原文链接:http://www.mysqlperformanceblog.com/2012/02/17/the-relationship-between-innodb-log-checkpointing-and-dirty-buffer-pool-pages/

This is a time-honored topic, and there’s no shortage of articles on the topic on this blog. I wanted to write a post trying to condense and clarify those posts, as it has taken me a while to really understand this relationship.

这是一个历史悠久的话题了,在这个博客里面也不乏这方面的文章。

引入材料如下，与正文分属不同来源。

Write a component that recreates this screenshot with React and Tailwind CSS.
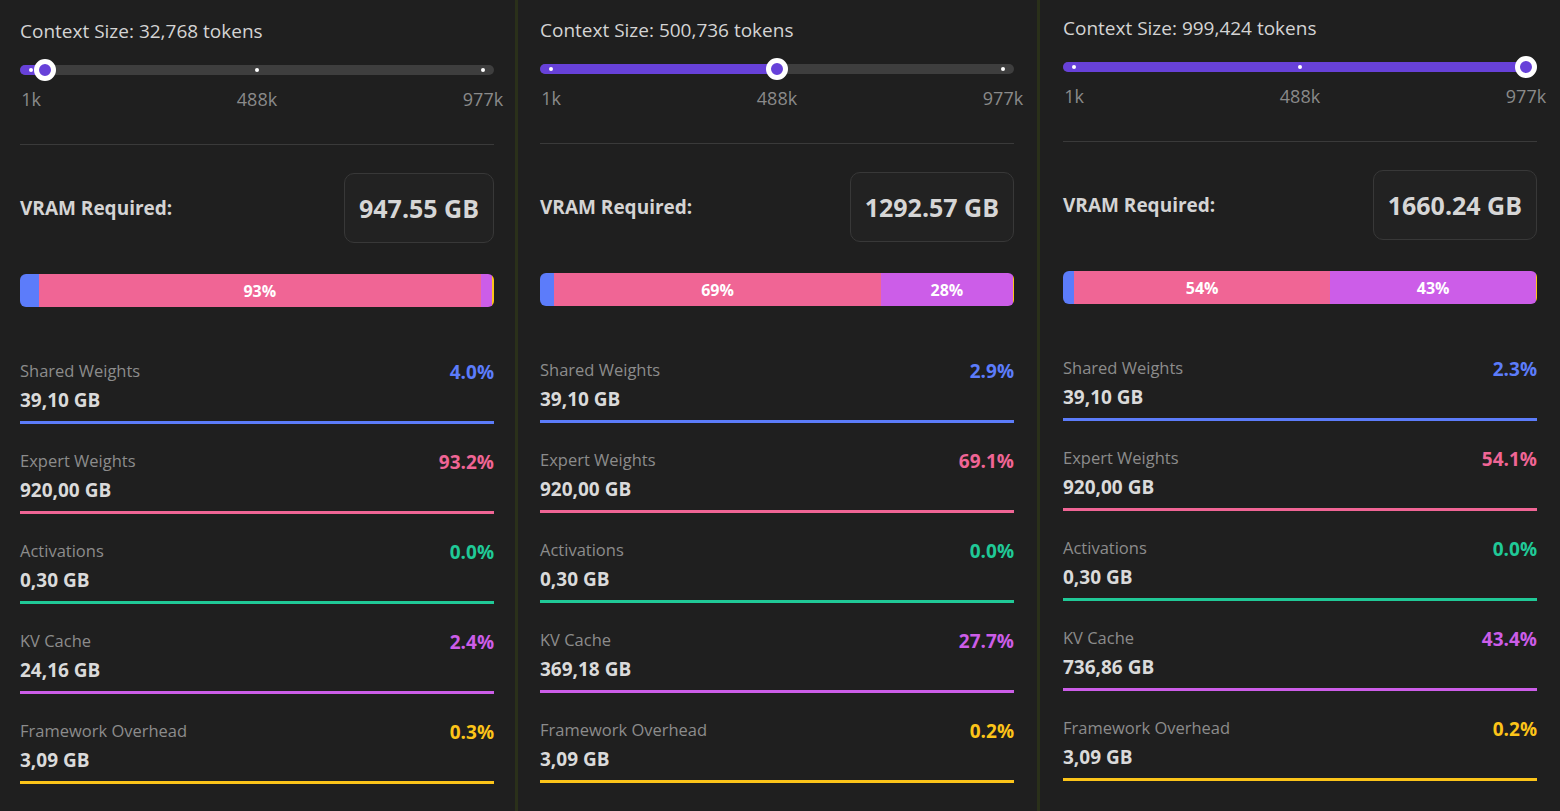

我想去写一篇文章让这些文章得以简洁和清晰,因为我花了一阵子功夫才真的弄清楚它们的关系。

Some basic facts   

  • Most of us know that writing into Innodb updates buffer pool pages in memory and records page operations in the transaction (redo) log.
  • 大部分人都知道,在INNODB的写操作会更新BP里的内存数据页,并在事务日志(REDO LOG)里记录下页的操作。
  • Behind the scenes those updated (dirty) buffer pool pages are flushed down the to the tablespace.
  • 在后台将这些修改的页(脏页)刷写到表空间
  • If Innodb stops (read: crashes) with dirty buffer pool pages, Innodb recovery must be done to rebuild the last consistent picture of the database.
  • 如果INNODB在还存在脏页的情况下停止了(阅读:CRASHES),INNODB恢复操作必须重建数据库,使它恢复到最近的一致状态。
  • Recovery uses the transaction log by redoing (hence the name ‘redo log’) the page operations in the log that had not already been flushed to the tablespaces.
  • 恢复操作通过重做(故名‘redo log’)未刷写到表空间的页操作来使用事务日志。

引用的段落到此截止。